Zé Gateiro dizia que só parou quando não existia mais onça nem maracajás nos lugares por onde ele e sua turma haviam caçado. A proibição da matança e comercialização da pele de animais silvestres veio depois, em 1967.
Para capturar onças e maracajás vivos, os gateiros os atraiam para arapucas de madeiras com outras caças: macacos, cutias, aves etc. “O macaco era morto e arrastado até a armadilha, onde era pendurado. O gato vinha atrás do piché (odor) dele e caía no cercado de madeira. Daí era só dar um tiro com palaqueta (bala) na testa dela, para não estragar e desvalorizar o couro”, explicava Zé Gato, com certo orgulho.
Nas caminhadas pela mata ainda encontrávamos essas armadilhas, às vezes, em bom estado de conservação, porque eram feitas de madeira forte, para aguentar a reação dos felinos. Junto às armadilhas estavam as ossadas das iscas – as preferencias eram mesmo as de macacos.
A viagem ao Mariacuã, por essas e outras lembranças, sempre me acompanharam, embora reconheça que elas podem ter se dispersado bastante, porém amadurecidas em criticidade.
Sua duração talvez tenha se alimentado da ideia de que aquela região jamais seria alcançada nem dominada pela depredação do extrativismo capitalista de terra arrasada. Pois foi.
Soube, por meio de um amigo da etnia Saterê-Maué, que a extração ilegal de madeireira e a plantação de maconha proliferam nas terras altas e nas margens do rio Mariacuã. “A máfia da madeira e os traficantes tomaram conta daquela região”, disse-me o amigo.
As madeireiras se instalam, ilegalmente, no meio da floresta e agem com tratores e serras poderosos. Os moradores tradicionais do Mariacuã e do Mamuru, através dos quais escoam a produção ilícita, são cooptados com trabalho em condições precárias e intimidadas a não denunciar os invasores às autoridades.
E o amigo Sateré-Mawé confirmou-me uma suspeita: “Os índios que vocês viram por lá eram nossos parentes. Aquilo tudo é terra dos nossos ancestrais”.
É assim mesmo que o capitalismo avança sobre novas matérias-primas e novos mercados. O primeiro passo é a liquidação da população nativa, pela matança e pelo terror, para afastar quaisquer empecilhos aos seus empreendimentos.
Vejamos: os Saterê-Maué, conforme os registros de religiosos, viajantes e estudiosos da Amazônia, viviam em extensa área entre os rios Tapajós e Madeira. O avanço das frentes colonizadoras os espremeu nos rios Andirá e Marau, onde hoje passam privações em razão da escassez de peixes e caças.

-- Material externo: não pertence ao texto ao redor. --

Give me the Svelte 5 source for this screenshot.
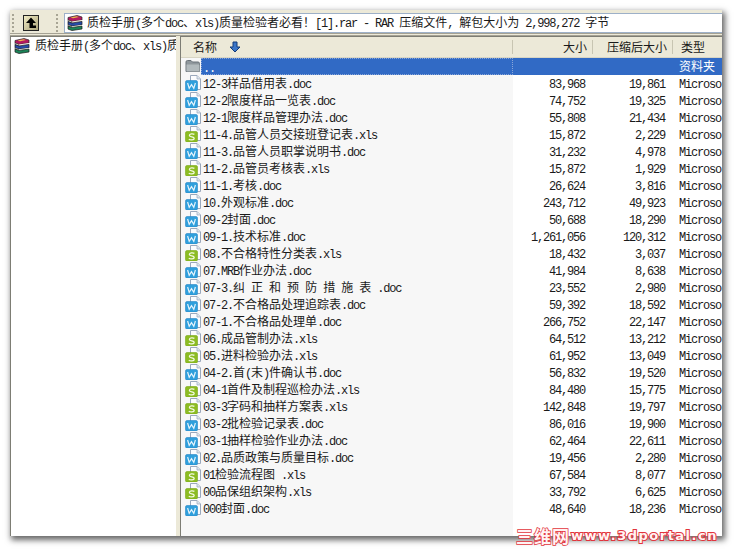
<script>
  const raw = `12-3样品借用表.doc|83,968|19,861
12-2限度样品一览表.doc|74,752|19,325
12-1限度样品管理办法.doc|55,808|21,434
11-4.品管人员交接班登记表.xls|15,872|2,229
11-3.品管人员职掌说明书.doc|31,232|4,978
11-2.品管员考核表.xls|15,872|1,929
11-1.考核.doc|26,624|3,816
10.外观标准.doc|243,712|49,923
09-2封面.doc|50,688|18,290
09-1.技术标准.doc|1,261,056|120,312
08.不合格特性分类表.xls|18,432|3,037
07.MRB作业办法.doc|41,984|8,638
07-3.纠 正 和 预 防 措 施 表 .doc|23,552|2,980
07-2.不合格品处理追踪表.doc|59,392|18,592
07-1.不合格品处理单.doc|266,752|22,147
06.成品管制办法.xls|64,512|13,212
05.进料检验办法.xls|61,952|13,049
04-2.首(末)件确认书.doc|56,832|19,520
04-1首件及制程巡检办法.xls|84,480|15,775
03-3字码和抽样方案表.xls|142,848|19,797
03-2批检验记录表.doc|86,016|19,900
03-1抽样检验作业办法.doc|62,464|22,611
02.品质政策与质量目标.doc|19,456|2,280
01检验流程图 .xls|67,584|8,077
00品保组织架构.xls|33,792|6,625
000封面.doc|48,640|18,236`;
  const files = raw.split('\n').map((l) => {
    const [name, size, packed] = l.split('|');
    return { name, size, packed, kind: name.endsWith('.xls') ? 'xls' : 'doc' };
  });
  const title = '质检手册(多个doc、xls)质量检验者必看！[1].rar - RAR 压缩文件, 解包大小为 2,998,272 字节';
  const tree = '质检手册(多个doc、xls)质';
  const parts = (s) =>
    s.split(/([\u0000-\u00ff]+)/).filter(Boolean).map((t) => ({ t, latin: /^[\u0000-\u00ff]/.test(t) }));
</script>

{#snippet txt(s)}
  {#each parts(s) as p}<span class={p.latin ? 'latin' : 'cjk'}>{p.t}</span>{/each}
{/snippet}

{#snippet rar()}
  <svg class="ico" viewBox="0 0 16 16">
    <path d="M1 2.5 L10 .5 L15 2 V5 L5 6.5 L1 5 Z" fill="#b3195f" stroke="#2a2a2a" stroke-width=".7" />
    <path d="M3.5 2.4 L9.5 1.2 L12 2 L6 3.2 Z" fill="#e9bf4a" />
    <path d="M1 5 Q2.6 5.6 5 6.5 V8 L1 6.6 Z" fill="#f6f2e6" stroke="#2a2a2a" stroke-width=".5" />
    <path d="M5 6.5 L15 5 V6 L5 7.6 Z" fill="#f6f2e6" />
    <path d="M1 6.6 L5 8 L15 6.4 V9.8 L5 11.2 L1 9.8 Z" fill="#274aa6" stroke="#1a1a1a" stroke-width=".7" />
    <path d="M1 9.8 L5 11.2 V12.4 L1 11.1 Z" fill="#f6f2e6" stroke="#2a2a2a" stroke-width=".5" />
    <path d="M5 11.2 L15 9.9 V10.9 L5 12.2 Z" fill="#f6f2e6" />
    <path d="M1 11.1 L5 12.4 L15 11.1 V14 L5 15.5 L1 14.1 Z" fill="#1b8458" stroke="#1a1a1a" stroke-width=".7" />
  </svg>
{/snippet}

{#snippet doc()}
  <svg class="ico" viewBox="0 0 16 16">
    <path d="M5.5 .5 H12 L15.5 4 V14.5 H5.5 Z" fill="#fbfcfe" stroke="#9aa8bc" />
    <path d="M12 .5 V4 H15.5" fill="#dfe6ee" stroke="#9aa8bc" stroke-width=".7" />
    <rect x=".5" y="5.5" width="12" height="10.5" rx="1.5" fill="#2f9fdc" stroke="#2a86c6" stroke-width=".6" />
    <path d="M2.6 8 L4.2 13.4 L6.5 9.6 L8.8 13.4 L10.4 8" fill="none" stroke="#e6f4fc" stroke-width="1.2" />
  </svg>
{/snippet}

{#snippet xls()}
  <svg class="ico" viewBox="0 0 16 16">
    <path d="M5.5 .5 H12 L15.5 4 V14.5 H5.5 Z" fill="#fbfcfe" stroke="#9aa8bc" />
    <path d="M12 .5 V4 H15.5" fill="#dfe6ee" stroke="#9aa8bc" stroke-width=".7" />
    <rect x=".5" y="5.5" width="12" height="10.5" rx="1.5" fill="#8cbc22" stroke="#7aa818" stroke-width=".6" />
    <path d="M9.4 8.4 C8 7.5 4.4 7.6 4.4 9.4 C4.4 11.3 9.2 10.6 9.2 12.4 C9.2 14.2 5 14.1 3.8 13.2" fill="none" stroke="#f4fae2" stroke-width="1.3" />
  </svg>
{/snippet}

<div class="window">
  <div class="toolbar">
    <span class="grip"></span>
    <span class="upbtn">
      <svg viewBox="0 0 16 16" width="16" height="16">
        <defs>
          <linearGradient id="upbg" x1="0" y1="0" x2="1" y2="1">
            <stop offset="0" stop-color="#f4efc8" />
            <stop offset="1" stop-color="#a8a078" />
          </linearGradient>
        </defs>
        <rect x=".5" y=".5" width="15" height="15" fill="url(#upbg)" stroke="#222" />
        <path d="M8 2.5 L13 8 H10 V10.5 H13 V13 H6.5 V8 H3 Z" fill="#000" />
      </svg>
    </span>
    <span class="grip second"></span>
    <div class="address">
      {@render rar()}
      <span class="addr-text">{@render txt(title)}</span>
    </div>
  </div>
  <div class="rule"></div>
  <div class="panes">
    <aside class="tree">
      <div class="tree-item">
        {@render rar()}
        <span class="tree-text">{@render txt(tree)}</span>
      </div>
    </aside>
    <div class="split"></div>
    <section class="list">
      <div class="head">
        <div class="hcell name">
          <span class="hname">名称</span>
          <svg class="sort" viewBox="0 0 12 12" width="12" height="12">
            <path d="M4 1 H8 V6 H11 L6 11 L1 6 H4 Z" fill="#3a76c8" stroke="#123a78" stroke-width="1" />
          </svg>
        </div>
        <div class="hcell num"><span class="cjk">大小</span></div>
        <div class="hcell num"><span class="cjk">压缩后大小</span></div>
        <div class="hcell type"><span class="cjk">类型</span></div>
      </div>
      <div class="body">
        <div class="row parent">
          <div class="cell name">
            <svg class="ico" viewBox="0 0 16 16">
              <path d="M1 4 Q1 2.5 2.5 2.5 H6 L7.5 4 H13 Q14.5 4 14.5 5.5 V13.5 H1 Z" fill="#8f979c" stroke="#6a7278" />
              <path d="M1.5 6.5 H14.5 V13.5 H1.5 Z" fill="#b2babd" />
            </svg>
            <span class="sel"><span class="latin">..</span></span>
          </div>
          <div class="cell bar"></div>
          <div class="cell bar"></div>
          <div class="cell bar typec"><span class="cjk">资料夹</span></div>
        </div>
        {#each files as f}
          <div class="row">
            <div class="cell name">
              {#if f.kind === 'xls'}{@render xls()}{:else}{@render doc()}{/if}
              <span class="fname">{@render txt(f.name)}</span>
            </div>
            <div class="cell numc"><span class="latin">{f.size}</span></div>
            <div class="cell numc"><span class="latin">{f.packed}</span></div>
            <div class="cell typec"><span class="latin">Microso</span></div>
          </div>
        {/each}
      </div>
    </section>
  </div>
</div>
<div class="mark"><span class="mark-cn">三维网</span><span class="mark-en">www.3dportal.cn</span></div>

<style>
  :global(body) {
    margin: 0;
    background: #fff;
  }
  .window {
    position: absolute;
    left: 10px;
    top: 10px;
    width: 712px;
    height: 526px;
    background: #ece9d8;
    box-shadow: 2px 3px 6px 1px #666;
    display: flex;
    flex-direction: column;
    overflow: hidden;
  }
  .cjk {
    font: 12px/17px "Noto Sans CJK SC", sans-serif;
    color: #1a1a1a;
    white-space: pre;
  }
  .latin {
    font: 12px/17px "Liberation Mono", monospace;
    letter-spacing: -1.2px;
    color: #1a1a1a;
    white-space: pre;
  }
  .row .cjk,
  .row .latin {
    line-height: 15px;
  }
  .toolbar {
    height: 23px;
    box-sizing: border-box;
    display: flex;
    align-items: center;
    padding-top: 3px;
  }
  .grip {
    width: 2px;
    height: 18px;
    margin-left: 2px;
    background-image: repeating-linear-gradient(#a8a594 0 2px, transparent 2px 4px);
  }
  .grip.second {
    margin-left: 17px;
  }
  .upbtn {
    margin-left: 9px;
    width: 16px;
    height: 16px;
    display: block;
  }
  .upbtn svg {
    display: block;
  }
  .address {
    margin-left: 6px;
    flex: 1;
    height: 18px;
    background: #fff;
    border: 1px solid #9db0c8;
    border-right: 0;
    display: flex;
    align-items: center;
    padding-left: 2px;
    overflow: hidden;
  }
  .addr-text {
    margin-left: 4px;
    white-space: nowrap;
  }
  .ico {
    width: 16px;
    height: 16px;
    flex: none;
    display: block;
  }
  .rule {
    height: 3px;
    box-sizing: border-box;
    border-top: 1px solid #a5a294;
    border-bottom: 1px solid #a5a294;
  }
  .panes {
    flex: 1;
    display: flex;
    min-height: 0;
  }
  .tree {
    width: 165px;
    background: #fff;
    border-left: 1px solid #7d7d74;
    border-top: 1px solid #7d7d74;
    overflow: hidden;
  }
  .tree-item {
    display: flex;
    align-items: center;
    height: 17px;
    padding-left: 3px;
  }
  .tree-text {
    margin-left: 5px;
    white-space: nowrap;
  }
  .split {
    width: 4px;
    flex: none;
  }
  .list {
    flex: 1;
    min-width: 0;
    display: flex;
    flex-direction: column;
    border-left: 1px solid #7d7d74;
    border-top: 1px solid #7d7d74;
  }
  .head,
  .row {
    display: grid;
    grid-template-columns: 332px 80px 80px 49px;
  }
  .head {
    height: 21px;
    box-sizing: border-box;
    align-items: center;
    background: #ece9d8;
    border-bottom: 1px solid #d8d5c4;
  }
  .hcell {
    height: 14px;
    display: flex;
    align-items: center;
    border-right: 1px solid #c8c5b2;
    box-sizing: border-box;
  }
  .hcell .cjk,
  .hname {
    font: 12px/14px "Noto Sans CJK SC", sans-serif;
    color: #1a1a1a;
  }
  .hcell.name {
    padding-left: 12px;
  }
  .sort {
    margin-left: 12px;
  }
  .hcell.num {
    justify-content: flex-end;
    padding-right: 5px;
  }
  .hcell.type {
    padding-left: 8px;
    border-right: 0;
  }
  .body {
    flex: 1;
    background: linear-gradient(90deg, #f7f7f7 332px, #fff 332px);
    overflow: hidden;
  }
  .row {
    height: 17px;
  }
  .cell {
    min-width: 0;
    overflow: hidden;
    white-space: nowrap;
    height: 17px;
  }
  .cell.name {
    display: flex;
    align-items: flex-start;
    padding-left: 4px;
  }
  .fname {
    margin-left: 2px;
    line-height: 15px;
  }
  .sel {
    flex: 1;
    height: 17px;
    padding-left: 2px;
    background: #316ac5;
    outline: 1px dotted #8aa6d8;
    outline-offset: -1px;
  }
  .sel .latin,
  .typec .cjk {
    color: #fff;
  }
  .bar {
    background: #316ac5;
  }
  .numc {
    text-align: right;
    padding-right: 8px;
    line-height: 15px;
  }
  .typec {
    padding-left: 6px;
    line-height: 15px;
  }
  .mark {
    position: absolute;
    left: 516px;
    top: 527px;
    display: flex;
    align-items: center;
    height: 17px;
    white-space: nowrap;
    color: #fff3f3;
    paint-order: stroke fill;
  }
  .mark-cn {
    font: bold 17px/17px "Noto Sans CJK SC", sans-serif;
    letter-spacing: 1px;
    -webkit-text-stroke: 1.5px #e2343c;
  }
  .mark-en {
    font: bold 13px/17px "DejaVu Sans", sans-serif;
    letter-spacing: 1.5px;
    margin-left: 1px;
    -webkit-text-stroke: 2px #e2343c;
  }
</style>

Os gateiros e os exploradores de pau-rosa eram apenas os ponta-de-lança do empreendimento da terra arrasada. O contrabando de madeira, a plantação de maconha e a garimpagem ilegal devem preceder os empreendimentos legalizados que virão, como as grandes mineradoras, as madeireiras certificadas, os laboratórios de medicamentos com selo verde e as multis do tipo” sustentáveis, para “salvar” florestas, rios, animais e os índios que restarem.
A matança e o confinamento dos índios, a destruição da floresta, dos rios e dos animais indicam que, nas rédeas do capitalismo, a tendência da Amazônia e das suas populações primordiais é virar cinzas.
“Por isso, defendo que as populações amazônicas, inclusive as que vivem nas cidades, refaçam suas alianças no modo de produzir, viver, conviver e compartilhar o planeta. As culturas da floresta ainda persistem para nos ensinar a arte do bem viver.